Review: Because of You – Selected Poems by Bilal Al Masri
Translated from Arabic by Dr Anba Jawi MBE and Dr Mohamad Haj Mohamad | Palewell Press, 2024
Bilal Al Masri writes from a country where, as Dr Anba Jawi puts it in her introduction, "human life has no value, and killing is ordinary." Yet Because of You is not a collection defined by despair. It is something stranger and more alive than that — a book perpetually caught between opposites, where tenderness and violence, presence and erasure, the sacred and the nihilistic collide on the same breath.

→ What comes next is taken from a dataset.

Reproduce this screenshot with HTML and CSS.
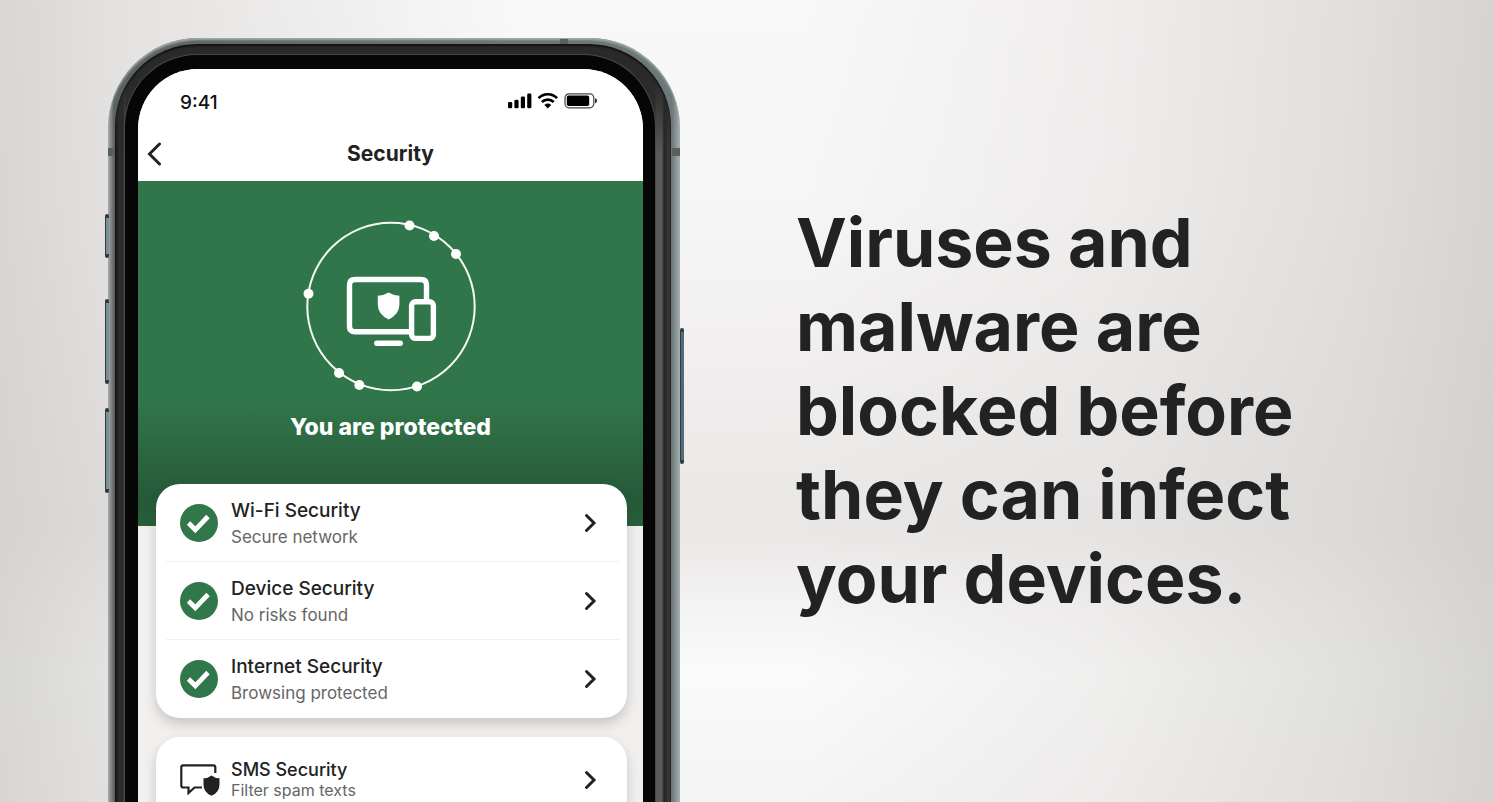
FILE: index.html
```html
<!DOCTYPE html>
<html lang="en">
<head>
<meta charset="utf-8">
<meta name="viewport" content="width=device-width, initial-scale=1">
<title>Security</title>
<link rel="stylesheet" href="styles.css">
</head>
<body>
<main class="stage">
  <div class="phone">
    <span class="key key-mute"></span>
    <span class="key key-up"></span>
    <span class="key key-down"></span>
    <span class="key key-power"></span>
    <span class="band band-left"></span>
    <span class="band band-right"></span>
    <span class="band band-top"></span>
    <div class="rim">
      <div class="bezel">
        <div class="screen">
          <div class="status">
            <span class="time">9:41</span>
            <svg class="status-icons" width="90" height="18" viewBox="0 0 90 18" aria-hidden="true">
              <rect x="0" y="10" width="4.200" height="6.300" rx="1.300"/>
              <rect x="6.400" y="7.700" width="4.200" height="8.600" rx="1.300"/>
              <rect x="12.800" y="4.600" width="4.200" height="11.700" rx="1.300"/>
              <rect x="19.200" y="1.600" width="4.200" height="14.700" rx="1.300"/>
              <g fill="none" stroke="#000" stroke-width="2.600">
                <path d="M30.500 6.200a13 13 0 0 1 18.600 0"/>
                <path d="M33.900 10a8.400 8.400 0 0 1 11.800 0"/>
              </g>
              <path d="M36.400 13a4.800 4.800 0 0 1 6.800 0l-3.400 3.600z"/>
              <rect x="57" y="1.800" width="28.800" height="14" rx="4" fill="none" stroke="#444" stroke-width="1.200"/>
              <rect x="58.800" y="3.600" width="22.400" height="10.400" rx="1.800"/>
              <path d="M87.200 6.300c2.200.5 2.200 4.400 0 5z"/>
            </svg>
          </div>
          <header class="bar">
            <button class="back" type="button" aria-label="Back">
              <svg width="16" height="24" viewBox="0 0 16 24" aria-hidden="true"><path d="M13.500 2 3.500 12l10 10"/></svg>
            </button>
            <h1 class="title">Security</h1>
          </header>
          <section class="hero">
            <svg class="emblem" width="176" height="176" viewBox="0 0 176 176" aria-hidden="true">
              <circle cx="88" cy="87.500" r="83.700" fill="none" stroke="#f2fbf4" stroke-width="2"/>
              <g fill="#fff">
                <circle cx="106.500" cy="6.500" r="5"/><circle cx="131" cy="17" r="5"/><circle cx="153" cy="35" r="5"/>
                <circle cx="5.500" cy="74.800" r="5"/><circle cx="36" cy="154" r="5"/><circle cx="56.300" cy="166" r="5"/><circle cx="114" cy="167.500" r="5"/>
              </g>
              <g fill="none" stroke="#fff" stroke-width="5.400">
                <path d="M108.500 112.700H52q-5.500 0-5.500-5.500V66q0-5.500 5.500-5.500h66q5.500 0 5.500 5.500v17"/>
                <rect x="108.600" y="82.800" width="21.800" height="36.600" rx="4"/>
                <path d="M73.800 124.200h23.400" stroke-linecap="round"/>
              </g>
              <path fill="#fff" d="M85.600 73.500q4.800 3 10.800 3.300v9q0 9.500-10.800 14.700-10.800-5.200-10.800-14.700v-9q6-.3 10.800-3.300z"/>
            </svg>
            <p class="state">You are protected</p>
          </section>
          <div class="lists">
            <ul class="card">
              <li class="row"><a class="link" href="#wifi">
                <svg class="icon" width="38" height="38" viewBox="0 0 38 38" aria-hidden="true"><circle cx="19" cy="19" r="19" fill="#30774a"/><path d="m8.500 19 6.800 6.800L28 12.500" fill="none" stroke="#fff" stroke-width="4.800"/></svg>
                <span class="text"><span class="name">Wi-Fi Security</span><span class="note">Secure network</span></span>
                <svg class="go" width="14" height="20" viewBox="0 0 14 20" aria-hidden="true"><path d="m3.500 2.500 7.500 7.500-7.500 7.500"/></svg>
              </a></li>
              <li class="row"><a class="link" href="#device">
                <svg class="icon" width="38" height="38" viewBox="0 0 38 38" aria-hidden="true"><circle cx="19" cy="19" r="19" fill="#30774a"/><path d="m8.500 19 6.800 6.800L28 12.500" fill="none" stroke="#fff" stroke-width="4.800"/></svg>
                <span class="text"><span class="name">Device Security</span><span class="note">No risks found</span></span>
                <svg class="go" width="14" height="20" viewBox="0 0 14 20" aria-hidden="true"><path d="m3.500 2.500 7.500 7.500-7.500 7.500"/></svg>
              </a></li>
              <li class="row"><a class="link" href="#internet">
                <svg class="icon" width="38" height="38" viewBox="0 0 38 38" aria-hidden="true"><circle cx="19" cy="19" r="19" fill="#30774a"/><path d="m8.500 19 6.800 6.800L28 12.500" fill="none" stroke="#fff" stroke-width="4.800"/></svg>
                <span class="text"><span class="name">Internet Security</span><span class="note">Browsing protected</span></span>
                <svg class="go" width="14" height="20" viewBox="0 0 14 20" aria-hidden="true"><path d="m3.500 2.500 7.500 7.500-7.500 7.500"/></svg>
              </a></li>
            </ul>
            <ul class="card card-more">
              <li class="row"><a class="link" href="#sms">
                <svg class="icon" width="40" height="34" viewBox="0 0 40 34" aria-hidden="true">
                  <path d="M22 24.500h-7.500L8.500 30v-5.500H3.300q-2 0-2-2V4.300q0-2 2-2h30q2 0 2 2V10" fill="none" stroke="#222" stroke-width="2.200"/>
                  <path d="M31.500 12.500q3.500 2.800 8 2.800v6.200q0 8-8 11.300-8-3.300-8-11.300v-6.200q4.500 0 8-2.800z" fill="#222"/>
                </svg>
                <span class="text"><span class="name">SMS Security</span><span class="note">Filter spam texts</span></span>
                <svg class="go" width="14" height="20" viewBox="0 0 14 20" aria-hidden="true"><path d="m3.500 2.500 7.500 7.500-7.500 7.500"/></svg>
              </a></li>
            </ul>
          </div>
        </div>
      </div>
    </div>
  </div>
  <h2 class="headline">Viruses and malware are blocked before they can infect your devices.</h2>
</main>
</body>
</html>
```
FILE: styles.css
```css
* { box-sizing: border-box; }

body {
  margin: 0;
  font-family: Inter, "Liberation Sans", sans-serif;
  color: #222;
}

.stage {
  display: grid;
  grid-template-columns: minmax(0, 572px) minmax(0, 520px);
  gap: 116px;
  height: 100vh;
  padding: 38px 108px 0;
  overflow: hidden;
  background:
    linear-gradient(90deg, rgba(207, 206, 204, 0.8) 0%, rgba(213, 212, 210, 0.6) 8%, rgba(240, 239, 238, 0) 34%, rgba(240, 239, 238, 0) 54%, rgba(224, 222, 220, 0.4) 74%, rgba(212, 211, 209, 0.65) 90%, rgba(204, 203, 201, 0.8) 100%),
    linear-gradient(180deg, #f9f8f8 0%, #f7f6f6 25%, #eae8e7 63%, #eae8e7 67%, #f5f4f4 76%, #fafafa 84%, #f5f4f4 100%);
}

/* Handset */
.phone {
  position: relative;
  display: flex;
  height: 1160px;
  padding: 6px 9px 6px 7px;
  border-radius: 90px;
  background: linear-gradient(90deg, #a9aaa9 0, #5c6261 6px, #687271 50%, #6c7879 564px, #a5b0b0 100%);
  box-shadow: inset 0 2px 2px #a2aaa9;
}

.rim {
  display: flex;
  flex: 1;
  min-width: 0;
  padding: 11px 16px 11px 10px;
  border-radius: 82px;
  background:
    linear-gradient(180deg, #2a2a2a 0, #2a2a2a 40px, rgba(42, 42, 42, 0) 110px),
    linear-gradient(90deg, #151515 0, #303030 5px, #242424 8px, #555 9px, #303030 12px, #303030 540px, #5c5a59 541px, #5c5a59 547px, #252423 549px, #3e3c3a 555px, #161b1c 100%);
  box-shadow: inset 0 2px 2px #111;
}

.bezel {
  display: flex;
  flex: 1;
  min-width: 0;
  padding: 14px 12px 14px 13px;
  border-radius: 72px;
  background: #060606;
  box-shadow: 0 0 0 1px #484847;
}

.screen {
  flex: 1;
  min-width: 0;
  overflow: hidden;
  border-radius: 60px;
  background: #f1f0ee;
}

.key,
.band { position: absolute; }

.key {
  left: -3px;
  width: 4px;
  border: solid #34393b;
  border-width: 4px 0 4px 1px;
  border-radius: 2px;
  background: #78909b;
}

.key-mute { top: 176px; height: 44px; }
.key-up { top: 261px; height: 85px; }
.key-down { top: 370px; height: 85px; }
.key-power { top: 290px; right: -4px; left: auto; height: 136px; background: #526b7b; }

.band { background: #56605c; }
.band-left { top: 110px; left: 0; width: 7px; height: 8px; }
.band-right { top: 110px; right: 0; width: 8px; height: 8px; }
.band-top { top: 1px; right: 112px; width: 8px; height: 5px; }

/* Status and title bars */
.status {
  display: flex;
  align-items: center;
  justify-content: space-between;
  height: 58px;
  padding: 6px 45px 0 42px;
  background: #fff;
}

.time {
  padding-top: 4px;
  font-size: 19px;
  font-weight: 500;
  line-height: 24px;
  color: #111;
}

.bar {
  display: grid;
  grid-template-columns: 40px 1fr 40px;
  align-items: center;
  height: 54px;
  padding: 0 6px;
  background: #fff;
}

.back {
  display: flex;
  padding: 2px;
  border: 0;
  background: none;
}

.back path,
.go path {
  fill: none;
  stroke: #222;
  stroke-width: 3;
  stroke-linecap: round;
}

.title {
  margin: 0;
  font-size: 21px;
  font-weight: 700;
  line-height: 28px;
  text-align: center;
}

/* Protection summary */
.hero {
  display: flex;
  flex-direction: column;
  align-items: center;
  gap: 16px;
  height: 345px;
  padding-top: 38px;
  background: linear-gradient(180deg, #31754a 0%, #31754a 64%, #265a38 92%, #275f3a 100%);
  color: #fff;
}

.state {
  margin: 0;
  font-size: 23px;
  font-weight: 800;
  line-height: 32px;
}

/* Feature cards */
.lists {
  display: grid;
  gap: 19px;
  margin-top: -42px;
  padding: 0 16px 0 18px;
}

.card {
  margin: 0;
  padding: 0 7px 0 10px;
  border-radius: 24px;
  background: #fff;
  box-shadow: 0 6px 12px rgba(60, 50, 60, 0.22);
  list-style: none;
}

.link {
  display: grid;
  grid-template-columns: 40px 1fr 14px;
  align-items: center;
  gap: 11px;
  height: 78px;
  padding: 0 23px 0 14px;
  color: inherit;
  text-decoration: none;
}

.row + .row .link { box-shadow: 0 -1px #f1f1f1; }

.text {
  display: grid;
  padding-top: 2px;
}

.name {
  font-size: 19px;
  font-weight: 500;
  line-height: 26px;
}

.note {
  font-size: 17px;
  line-height: 26px;
  color: #666;
}

.card-more .link { height: 86px; }
.card-more .text { padding-top: 0; }
.card-more .name { font-size: 18px; line-height: 20px; }
.card-more .note { font-size: 16px; line-height: 20px; }

.headline {
  margin: 0;
  padding-top: 162px;
  font-size: 68px;
  font-weight: 700;
  line-height: 84px;
}
```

Al Masri writes out of Lebanon, out of war, out of a reality where beauty and brutality are not opposites but constant companions. What is extraordinary is how this context produces not bitterness but a ferocious, almost mystical aliveness on the page. These poems pulse. They contradict themselves deliberately and brilliantly, stretching language to hold experiences that resist easy expression. "I carry my head with cut off hands" is not merely a striking image — it is an entire worldview compressed into eight words.
The collection moves with remarkable range. The shorter poems are like perfectly cut stones. Absence, Exercise, The Path, Whiteness — each arrives swiftly and leaves a lasting mark. My Mother is one of the most beautiful poems about maternal love you are likely to read anywhere, in any language, casting silence itself as ocean and shelter. The longer, more ambitious pieces — Jasmine rises like bullets, And because of you…, Until you have become a garden — reveal a poet equally at home in expansive, accumulating structures, where meaning builds through repetition and paradox rather than linear argument.
Throughout, Al Masri's use of oxymoron feels not like a literary device but like a genuine mode of perception — the only honest way to describe a world in which jasmine and bullets occupy the same air. He touches Sufism and nihilism almost simultaneously, as Dr Jawi notes in her illuminating introduction, and the tension between transcendence and nothingness gives the whole collection a spiritual electricity that is rare and thrilling.
The translation is a triumph. Dr Anba Jawi and Dr Mohamad Haj Mohamad have preserved the strangeness of these poems rather than domesticating them, which is exactly the right choice. The English sings. It takes real courage and craft to trust a reader with lines this unusual, and the translators have trusted us fully. Dr Jawi's candid introduction about the collaborative process of translation is itself a pleasure to read, offering genuine insight into the difficulties and rewards of carrying poetry across languages.
Because of You is the kind of collection that makes you grateful for the existence of literary translation — the reminder that extraordinary voices are speaking all around the world, waiting only for the bridge of language to reach us. Bilal Al Masri is such a voice.